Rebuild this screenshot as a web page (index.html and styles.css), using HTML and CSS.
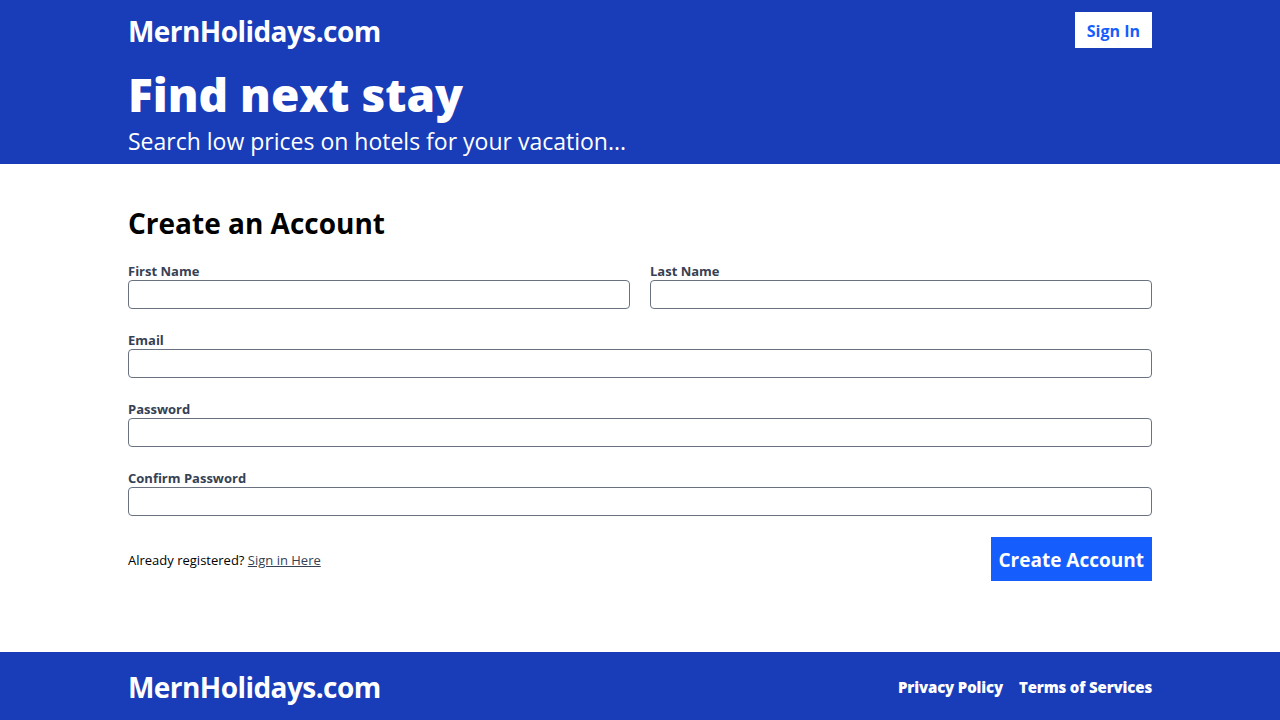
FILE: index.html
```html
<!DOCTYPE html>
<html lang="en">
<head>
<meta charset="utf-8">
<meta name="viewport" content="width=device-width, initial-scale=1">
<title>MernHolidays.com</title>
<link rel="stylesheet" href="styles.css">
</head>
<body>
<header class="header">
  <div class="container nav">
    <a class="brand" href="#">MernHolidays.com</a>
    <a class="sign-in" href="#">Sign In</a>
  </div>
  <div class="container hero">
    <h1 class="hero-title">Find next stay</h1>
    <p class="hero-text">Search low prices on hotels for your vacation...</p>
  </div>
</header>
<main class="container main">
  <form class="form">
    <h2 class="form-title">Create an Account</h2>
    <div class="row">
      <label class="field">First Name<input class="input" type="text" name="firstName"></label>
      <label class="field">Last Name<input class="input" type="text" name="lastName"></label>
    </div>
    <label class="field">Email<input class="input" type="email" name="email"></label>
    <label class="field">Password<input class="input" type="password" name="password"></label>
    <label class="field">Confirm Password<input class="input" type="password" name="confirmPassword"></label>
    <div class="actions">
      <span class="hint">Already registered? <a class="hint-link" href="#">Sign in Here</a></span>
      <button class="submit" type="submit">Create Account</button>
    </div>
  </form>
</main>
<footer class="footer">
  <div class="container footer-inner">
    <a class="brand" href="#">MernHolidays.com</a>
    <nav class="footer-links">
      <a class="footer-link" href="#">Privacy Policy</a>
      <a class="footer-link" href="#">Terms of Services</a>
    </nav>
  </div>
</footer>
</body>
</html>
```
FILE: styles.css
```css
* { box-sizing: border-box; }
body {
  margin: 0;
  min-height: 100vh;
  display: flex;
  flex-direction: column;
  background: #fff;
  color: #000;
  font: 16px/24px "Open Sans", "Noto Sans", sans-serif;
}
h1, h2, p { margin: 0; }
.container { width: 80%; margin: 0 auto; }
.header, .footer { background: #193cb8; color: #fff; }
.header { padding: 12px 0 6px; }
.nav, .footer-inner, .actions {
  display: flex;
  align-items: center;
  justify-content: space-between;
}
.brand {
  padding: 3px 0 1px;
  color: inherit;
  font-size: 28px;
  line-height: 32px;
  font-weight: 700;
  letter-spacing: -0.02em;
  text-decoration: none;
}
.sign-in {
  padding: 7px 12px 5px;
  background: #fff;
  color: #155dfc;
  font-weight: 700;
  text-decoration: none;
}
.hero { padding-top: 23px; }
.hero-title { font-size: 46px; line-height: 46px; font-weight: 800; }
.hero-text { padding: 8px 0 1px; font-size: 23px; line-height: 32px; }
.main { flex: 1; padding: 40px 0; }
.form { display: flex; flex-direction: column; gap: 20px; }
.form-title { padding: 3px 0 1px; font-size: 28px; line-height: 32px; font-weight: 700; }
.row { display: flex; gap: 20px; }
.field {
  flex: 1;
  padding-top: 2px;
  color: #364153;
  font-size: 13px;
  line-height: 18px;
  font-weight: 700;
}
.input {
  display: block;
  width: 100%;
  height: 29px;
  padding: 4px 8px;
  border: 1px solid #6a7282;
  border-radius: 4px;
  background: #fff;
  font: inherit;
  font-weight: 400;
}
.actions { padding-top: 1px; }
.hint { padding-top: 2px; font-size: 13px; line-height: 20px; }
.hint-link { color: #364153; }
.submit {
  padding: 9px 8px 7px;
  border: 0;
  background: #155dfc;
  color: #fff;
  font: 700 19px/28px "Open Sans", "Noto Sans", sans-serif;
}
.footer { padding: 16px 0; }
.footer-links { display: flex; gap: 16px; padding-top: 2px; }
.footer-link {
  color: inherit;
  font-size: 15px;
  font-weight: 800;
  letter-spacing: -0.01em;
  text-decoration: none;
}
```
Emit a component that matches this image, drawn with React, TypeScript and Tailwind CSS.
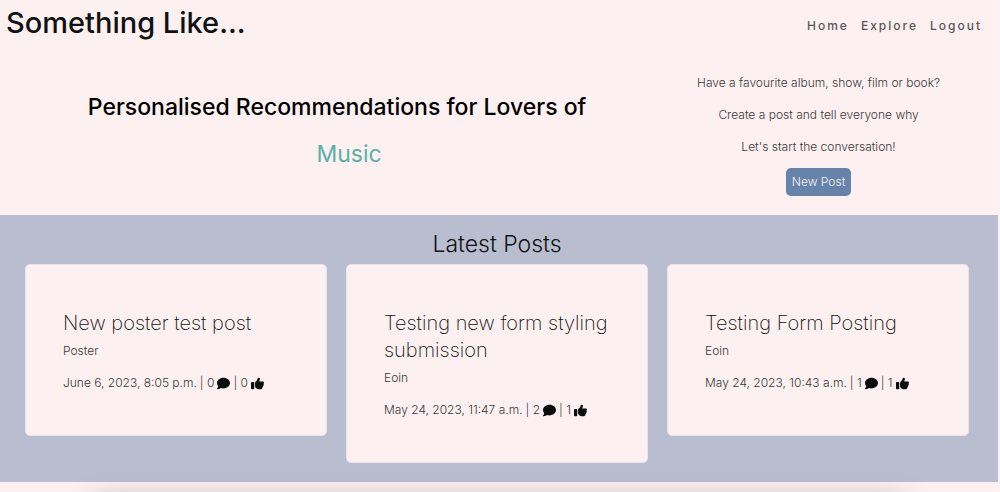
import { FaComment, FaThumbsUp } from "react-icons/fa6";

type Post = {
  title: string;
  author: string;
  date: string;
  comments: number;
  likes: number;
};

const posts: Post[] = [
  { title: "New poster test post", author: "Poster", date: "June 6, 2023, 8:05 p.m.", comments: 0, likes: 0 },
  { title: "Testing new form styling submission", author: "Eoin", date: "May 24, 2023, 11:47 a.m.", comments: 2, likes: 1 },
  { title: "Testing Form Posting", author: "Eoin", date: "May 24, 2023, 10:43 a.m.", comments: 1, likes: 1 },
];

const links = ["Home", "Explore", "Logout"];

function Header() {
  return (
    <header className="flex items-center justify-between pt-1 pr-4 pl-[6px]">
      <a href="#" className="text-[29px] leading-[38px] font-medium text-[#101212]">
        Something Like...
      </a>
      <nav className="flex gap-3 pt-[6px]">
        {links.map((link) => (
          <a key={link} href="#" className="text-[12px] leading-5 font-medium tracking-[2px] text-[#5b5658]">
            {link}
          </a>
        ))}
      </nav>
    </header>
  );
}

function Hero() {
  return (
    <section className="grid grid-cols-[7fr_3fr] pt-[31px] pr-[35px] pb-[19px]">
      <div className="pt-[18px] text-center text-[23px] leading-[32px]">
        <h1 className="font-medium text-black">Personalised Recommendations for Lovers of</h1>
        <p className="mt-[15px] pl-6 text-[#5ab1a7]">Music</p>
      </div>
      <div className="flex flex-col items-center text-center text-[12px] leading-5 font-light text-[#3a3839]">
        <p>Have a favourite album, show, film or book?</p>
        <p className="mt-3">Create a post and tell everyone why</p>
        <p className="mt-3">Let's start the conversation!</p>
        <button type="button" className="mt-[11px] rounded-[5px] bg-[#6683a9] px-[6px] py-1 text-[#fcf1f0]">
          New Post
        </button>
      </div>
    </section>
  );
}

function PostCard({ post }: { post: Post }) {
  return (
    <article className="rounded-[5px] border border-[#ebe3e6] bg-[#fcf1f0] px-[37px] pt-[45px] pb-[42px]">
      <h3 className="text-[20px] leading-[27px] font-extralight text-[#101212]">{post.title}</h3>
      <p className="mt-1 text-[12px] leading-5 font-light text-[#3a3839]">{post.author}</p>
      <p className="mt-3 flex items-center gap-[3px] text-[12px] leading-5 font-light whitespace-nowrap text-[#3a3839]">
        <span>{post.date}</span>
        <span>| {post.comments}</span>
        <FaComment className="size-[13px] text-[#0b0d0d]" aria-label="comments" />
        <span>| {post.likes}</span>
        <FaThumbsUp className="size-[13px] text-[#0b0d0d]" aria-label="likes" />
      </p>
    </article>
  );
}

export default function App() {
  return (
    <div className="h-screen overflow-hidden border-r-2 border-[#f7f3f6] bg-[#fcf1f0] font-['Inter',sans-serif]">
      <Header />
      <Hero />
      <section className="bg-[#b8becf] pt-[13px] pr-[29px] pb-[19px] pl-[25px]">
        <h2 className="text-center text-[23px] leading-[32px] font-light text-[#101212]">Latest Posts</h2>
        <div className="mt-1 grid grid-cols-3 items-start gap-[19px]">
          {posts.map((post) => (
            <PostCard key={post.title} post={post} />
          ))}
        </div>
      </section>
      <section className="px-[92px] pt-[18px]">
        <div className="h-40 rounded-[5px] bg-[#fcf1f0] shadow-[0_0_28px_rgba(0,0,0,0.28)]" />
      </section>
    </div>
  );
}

--------

Pick out every line with the string "styles" and copy it.

Rebuild this screenshot as a web page (index.html and styles.css), using HTML and CSS.
<link rel="stylesheet" href="styles.css">
FILE: styles.css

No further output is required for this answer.